**Directions:**
Below are the records. Retype, exactly, the lines from the first through the line with "import React from 'react';", and leave out the pictures.

**Extracted data:**
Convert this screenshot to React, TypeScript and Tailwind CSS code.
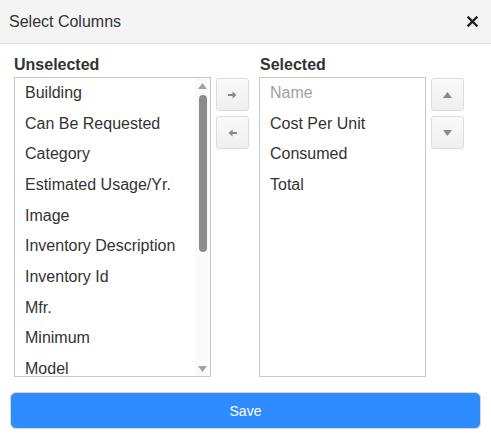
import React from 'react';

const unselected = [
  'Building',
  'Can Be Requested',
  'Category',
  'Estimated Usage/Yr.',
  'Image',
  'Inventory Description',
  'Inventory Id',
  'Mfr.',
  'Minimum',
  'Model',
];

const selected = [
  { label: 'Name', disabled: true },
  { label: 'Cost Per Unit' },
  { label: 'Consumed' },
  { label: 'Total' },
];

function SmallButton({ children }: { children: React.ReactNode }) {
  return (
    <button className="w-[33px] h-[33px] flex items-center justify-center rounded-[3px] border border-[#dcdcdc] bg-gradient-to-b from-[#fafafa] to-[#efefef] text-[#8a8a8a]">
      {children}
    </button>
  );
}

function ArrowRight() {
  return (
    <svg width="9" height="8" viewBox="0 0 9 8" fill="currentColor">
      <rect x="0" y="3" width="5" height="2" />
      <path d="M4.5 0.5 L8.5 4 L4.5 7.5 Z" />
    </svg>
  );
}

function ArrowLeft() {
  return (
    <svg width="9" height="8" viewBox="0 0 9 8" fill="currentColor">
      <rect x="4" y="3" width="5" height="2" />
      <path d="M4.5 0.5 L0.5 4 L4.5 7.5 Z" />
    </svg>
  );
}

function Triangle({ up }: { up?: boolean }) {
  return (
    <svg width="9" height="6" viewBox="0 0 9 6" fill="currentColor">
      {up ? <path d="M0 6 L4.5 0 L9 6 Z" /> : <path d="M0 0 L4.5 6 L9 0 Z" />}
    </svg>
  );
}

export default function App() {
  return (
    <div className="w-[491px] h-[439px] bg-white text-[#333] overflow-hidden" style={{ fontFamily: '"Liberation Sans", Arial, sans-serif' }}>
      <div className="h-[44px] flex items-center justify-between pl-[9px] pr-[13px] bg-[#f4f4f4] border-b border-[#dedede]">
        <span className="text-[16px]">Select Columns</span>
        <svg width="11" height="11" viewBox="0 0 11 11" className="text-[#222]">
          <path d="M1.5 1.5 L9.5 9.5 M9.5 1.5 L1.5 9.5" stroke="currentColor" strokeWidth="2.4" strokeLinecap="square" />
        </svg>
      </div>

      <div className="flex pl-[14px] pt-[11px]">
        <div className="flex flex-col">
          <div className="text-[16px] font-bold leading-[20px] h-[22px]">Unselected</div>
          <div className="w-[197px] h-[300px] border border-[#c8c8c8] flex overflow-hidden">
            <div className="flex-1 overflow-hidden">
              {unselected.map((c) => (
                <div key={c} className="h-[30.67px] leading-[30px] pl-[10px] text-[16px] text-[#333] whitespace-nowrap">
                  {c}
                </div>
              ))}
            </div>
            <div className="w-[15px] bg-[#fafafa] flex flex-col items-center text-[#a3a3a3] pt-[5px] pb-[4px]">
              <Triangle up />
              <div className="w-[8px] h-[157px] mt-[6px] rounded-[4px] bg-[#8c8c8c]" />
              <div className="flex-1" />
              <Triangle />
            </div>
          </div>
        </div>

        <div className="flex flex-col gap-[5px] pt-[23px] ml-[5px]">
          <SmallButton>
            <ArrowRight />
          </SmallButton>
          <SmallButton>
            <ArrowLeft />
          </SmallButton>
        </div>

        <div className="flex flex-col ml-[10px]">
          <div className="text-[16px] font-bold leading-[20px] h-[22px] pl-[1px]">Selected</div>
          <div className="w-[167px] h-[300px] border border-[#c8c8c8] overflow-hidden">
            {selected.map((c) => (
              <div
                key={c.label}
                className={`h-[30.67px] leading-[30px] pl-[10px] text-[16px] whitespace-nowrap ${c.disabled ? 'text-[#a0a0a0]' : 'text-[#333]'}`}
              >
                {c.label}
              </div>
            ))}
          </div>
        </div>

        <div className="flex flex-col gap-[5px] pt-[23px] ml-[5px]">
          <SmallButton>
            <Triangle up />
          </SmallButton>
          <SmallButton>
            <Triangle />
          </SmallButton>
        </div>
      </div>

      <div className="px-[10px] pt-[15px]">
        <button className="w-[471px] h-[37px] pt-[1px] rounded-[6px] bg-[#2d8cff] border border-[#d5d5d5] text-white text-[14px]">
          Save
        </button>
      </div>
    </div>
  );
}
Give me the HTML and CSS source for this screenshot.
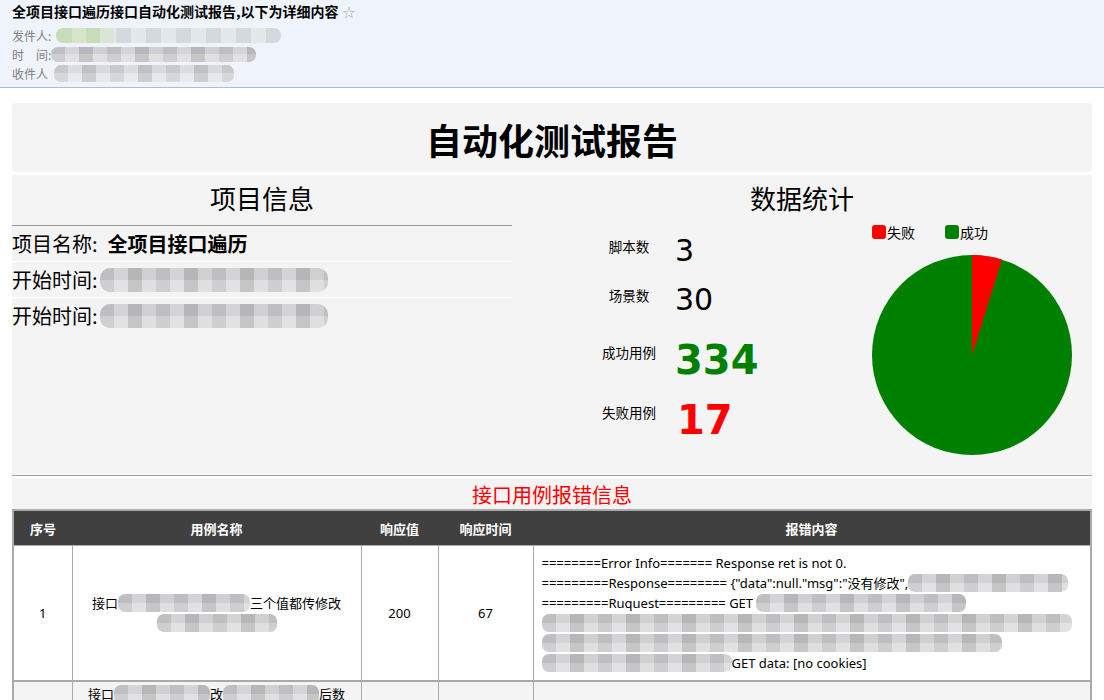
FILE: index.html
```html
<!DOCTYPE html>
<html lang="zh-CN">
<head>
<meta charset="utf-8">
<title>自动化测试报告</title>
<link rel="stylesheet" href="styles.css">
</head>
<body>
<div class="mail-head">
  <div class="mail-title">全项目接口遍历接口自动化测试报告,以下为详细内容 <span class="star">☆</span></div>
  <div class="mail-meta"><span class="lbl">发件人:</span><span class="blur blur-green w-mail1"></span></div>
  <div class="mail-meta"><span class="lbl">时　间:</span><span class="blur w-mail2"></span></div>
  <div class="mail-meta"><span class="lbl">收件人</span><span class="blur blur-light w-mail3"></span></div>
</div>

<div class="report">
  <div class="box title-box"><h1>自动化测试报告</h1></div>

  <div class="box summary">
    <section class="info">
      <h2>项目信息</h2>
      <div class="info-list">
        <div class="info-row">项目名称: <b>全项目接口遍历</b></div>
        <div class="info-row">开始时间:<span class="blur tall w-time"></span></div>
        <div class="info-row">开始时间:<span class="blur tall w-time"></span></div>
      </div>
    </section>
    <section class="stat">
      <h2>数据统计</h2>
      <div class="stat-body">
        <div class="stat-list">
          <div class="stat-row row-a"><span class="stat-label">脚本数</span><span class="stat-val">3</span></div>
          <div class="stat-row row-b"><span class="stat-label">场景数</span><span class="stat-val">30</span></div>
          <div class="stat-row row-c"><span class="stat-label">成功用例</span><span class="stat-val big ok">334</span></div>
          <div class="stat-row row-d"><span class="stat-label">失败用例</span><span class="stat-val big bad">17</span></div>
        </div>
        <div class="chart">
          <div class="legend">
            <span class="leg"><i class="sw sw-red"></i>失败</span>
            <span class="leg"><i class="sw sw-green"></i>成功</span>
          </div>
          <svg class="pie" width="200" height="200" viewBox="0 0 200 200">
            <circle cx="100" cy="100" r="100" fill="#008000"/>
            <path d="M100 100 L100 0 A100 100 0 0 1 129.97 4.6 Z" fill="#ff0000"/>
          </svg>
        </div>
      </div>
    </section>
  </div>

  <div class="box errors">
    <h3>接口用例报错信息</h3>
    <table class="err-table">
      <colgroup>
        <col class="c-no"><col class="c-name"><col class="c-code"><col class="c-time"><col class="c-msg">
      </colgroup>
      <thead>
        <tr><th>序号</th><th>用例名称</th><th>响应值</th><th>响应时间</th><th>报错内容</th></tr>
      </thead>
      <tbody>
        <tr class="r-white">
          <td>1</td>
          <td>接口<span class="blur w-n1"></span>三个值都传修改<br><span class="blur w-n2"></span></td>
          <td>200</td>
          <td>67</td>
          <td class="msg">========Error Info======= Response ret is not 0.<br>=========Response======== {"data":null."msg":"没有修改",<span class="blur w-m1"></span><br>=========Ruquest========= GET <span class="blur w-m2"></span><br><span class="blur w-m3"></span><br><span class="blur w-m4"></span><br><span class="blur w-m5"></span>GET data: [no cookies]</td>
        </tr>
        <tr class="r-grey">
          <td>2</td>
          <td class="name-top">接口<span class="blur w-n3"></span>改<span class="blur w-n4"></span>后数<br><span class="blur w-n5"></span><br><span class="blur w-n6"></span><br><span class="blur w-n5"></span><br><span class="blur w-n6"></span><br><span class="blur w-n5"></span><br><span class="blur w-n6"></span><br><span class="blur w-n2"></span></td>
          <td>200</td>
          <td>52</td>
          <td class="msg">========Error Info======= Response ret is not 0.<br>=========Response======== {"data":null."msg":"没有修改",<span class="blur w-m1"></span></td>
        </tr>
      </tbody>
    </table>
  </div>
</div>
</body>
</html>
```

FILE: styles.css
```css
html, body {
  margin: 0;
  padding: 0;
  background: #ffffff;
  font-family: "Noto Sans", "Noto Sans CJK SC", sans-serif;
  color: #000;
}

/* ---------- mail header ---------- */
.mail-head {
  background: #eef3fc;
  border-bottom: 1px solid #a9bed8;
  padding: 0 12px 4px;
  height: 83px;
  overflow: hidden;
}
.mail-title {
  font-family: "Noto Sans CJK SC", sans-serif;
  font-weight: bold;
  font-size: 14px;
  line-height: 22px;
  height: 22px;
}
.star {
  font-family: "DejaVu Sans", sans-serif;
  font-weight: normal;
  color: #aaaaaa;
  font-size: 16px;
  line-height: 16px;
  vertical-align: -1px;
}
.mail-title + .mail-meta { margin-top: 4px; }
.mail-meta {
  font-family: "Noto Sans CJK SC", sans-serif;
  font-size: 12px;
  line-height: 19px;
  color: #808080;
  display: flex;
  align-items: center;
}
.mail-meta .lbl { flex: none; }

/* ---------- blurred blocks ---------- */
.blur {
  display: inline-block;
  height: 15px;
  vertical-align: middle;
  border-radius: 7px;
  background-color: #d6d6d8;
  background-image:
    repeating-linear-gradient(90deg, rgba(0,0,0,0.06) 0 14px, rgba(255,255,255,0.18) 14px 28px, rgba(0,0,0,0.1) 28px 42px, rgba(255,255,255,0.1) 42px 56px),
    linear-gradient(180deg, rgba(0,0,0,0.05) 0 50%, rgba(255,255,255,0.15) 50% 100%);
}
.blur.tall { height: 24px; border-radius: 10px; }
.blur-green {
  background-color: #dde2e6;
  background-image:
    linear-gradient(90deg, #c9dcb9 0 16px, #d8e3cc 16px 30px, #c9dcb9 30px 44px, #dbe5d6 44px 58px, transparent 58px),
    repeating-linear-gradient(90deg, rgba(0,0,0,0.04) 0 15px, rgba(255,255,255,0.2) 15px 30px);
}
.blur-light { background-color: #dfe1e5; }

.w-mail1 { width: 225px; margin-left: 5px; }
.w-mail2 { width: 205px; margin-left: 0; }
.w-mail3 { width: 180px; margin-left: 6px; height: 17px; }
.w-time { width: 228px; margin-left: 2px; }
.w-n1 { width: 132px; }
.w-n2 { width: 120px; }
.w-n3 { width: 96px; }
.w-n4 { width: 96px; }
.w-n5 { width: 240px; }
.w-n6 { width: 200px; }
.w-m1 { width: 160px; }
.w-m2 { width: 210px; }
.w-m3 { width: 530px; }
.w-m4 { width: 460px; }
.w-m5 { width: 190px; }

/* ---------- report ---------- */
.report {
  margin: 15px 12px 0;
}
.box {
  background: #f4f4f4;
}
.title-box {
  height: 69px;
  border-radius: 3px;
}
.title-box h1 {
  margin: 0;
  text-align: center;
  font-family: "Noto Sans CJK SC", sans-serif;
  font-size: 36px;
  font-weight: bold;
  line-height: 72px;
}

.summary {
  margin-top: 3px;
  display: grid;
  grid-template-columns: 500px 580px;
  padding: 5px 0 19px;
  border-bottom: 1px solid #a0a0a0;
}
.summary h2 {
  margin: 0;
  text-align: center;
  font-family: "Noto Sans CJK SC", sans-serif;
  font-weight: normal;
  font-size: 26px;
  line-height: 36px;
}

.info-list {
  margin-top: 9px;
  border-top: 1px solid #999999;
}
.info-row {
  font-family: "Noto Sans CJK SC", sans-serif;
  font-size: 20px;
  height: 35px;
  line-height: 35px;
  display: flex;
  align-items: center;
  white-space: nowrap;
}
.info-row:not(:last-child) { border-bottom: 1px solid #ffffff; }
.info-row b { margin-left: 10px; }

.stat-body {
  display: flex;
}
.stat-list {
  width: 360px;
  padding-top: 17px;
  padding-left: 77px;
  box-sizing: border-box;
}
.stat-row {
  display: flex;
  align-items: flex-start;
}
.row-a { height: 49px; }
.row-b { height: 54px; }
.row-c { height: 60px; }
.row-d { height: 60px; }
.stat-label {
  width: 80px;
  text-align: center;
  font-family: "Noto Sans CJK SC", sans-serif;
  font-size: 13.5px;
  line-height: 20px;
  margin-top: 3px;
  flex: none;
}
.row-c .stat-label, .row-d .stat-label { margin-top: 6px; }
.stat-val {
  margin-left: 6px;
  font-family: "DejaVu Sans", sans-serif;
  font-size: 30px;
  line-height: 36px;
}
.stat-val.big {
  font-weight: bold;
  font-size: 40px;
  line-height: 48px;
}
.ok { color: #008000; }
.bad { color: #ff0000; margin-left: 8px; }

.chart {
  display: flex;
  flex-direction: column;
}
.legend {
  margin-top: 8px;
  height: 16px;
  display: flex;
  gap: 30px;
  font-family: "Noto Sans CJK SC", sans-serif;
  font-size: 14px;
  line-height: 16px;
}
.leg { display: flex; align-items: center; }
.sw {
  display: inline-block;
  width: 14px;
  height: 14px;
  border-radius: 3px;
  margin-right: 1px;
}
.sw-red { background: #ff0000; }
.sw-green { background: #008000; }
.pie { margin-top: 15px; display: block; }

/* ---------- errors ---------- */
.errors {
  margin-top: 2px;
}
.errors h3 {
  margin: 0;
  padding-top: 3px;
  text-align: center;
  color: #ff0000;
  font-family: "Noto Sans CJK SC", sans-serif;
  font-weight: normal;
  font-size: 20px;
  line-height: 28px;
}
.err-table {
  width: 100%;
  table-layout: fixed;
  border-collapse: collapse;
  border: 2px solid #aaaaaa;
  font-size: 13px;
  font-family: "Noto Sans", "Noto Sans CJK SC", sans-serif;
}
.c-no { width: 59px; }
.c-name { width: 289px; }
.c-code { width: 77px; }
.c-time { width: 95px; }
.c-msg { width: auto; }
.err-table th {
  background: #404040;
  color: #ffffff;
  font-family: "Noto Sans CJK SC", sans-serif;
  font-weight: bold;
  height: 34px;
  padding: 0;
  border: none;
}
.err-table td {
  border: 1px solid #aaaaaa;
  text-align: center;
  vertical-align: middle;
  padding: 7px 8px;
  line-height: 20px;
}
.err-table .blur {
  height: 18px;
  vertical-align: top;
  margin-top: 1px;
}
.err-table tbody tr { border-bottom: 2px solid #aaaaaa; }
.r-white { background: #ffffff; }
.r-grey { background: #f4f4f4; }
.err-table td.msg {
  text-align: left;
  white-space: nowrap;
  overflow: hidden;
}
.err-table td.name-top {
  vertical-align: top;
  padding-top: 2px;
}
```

**The reply:**
Convert this screenshot to React, TypeScript and Tailwind CSS code.
import React from 'react';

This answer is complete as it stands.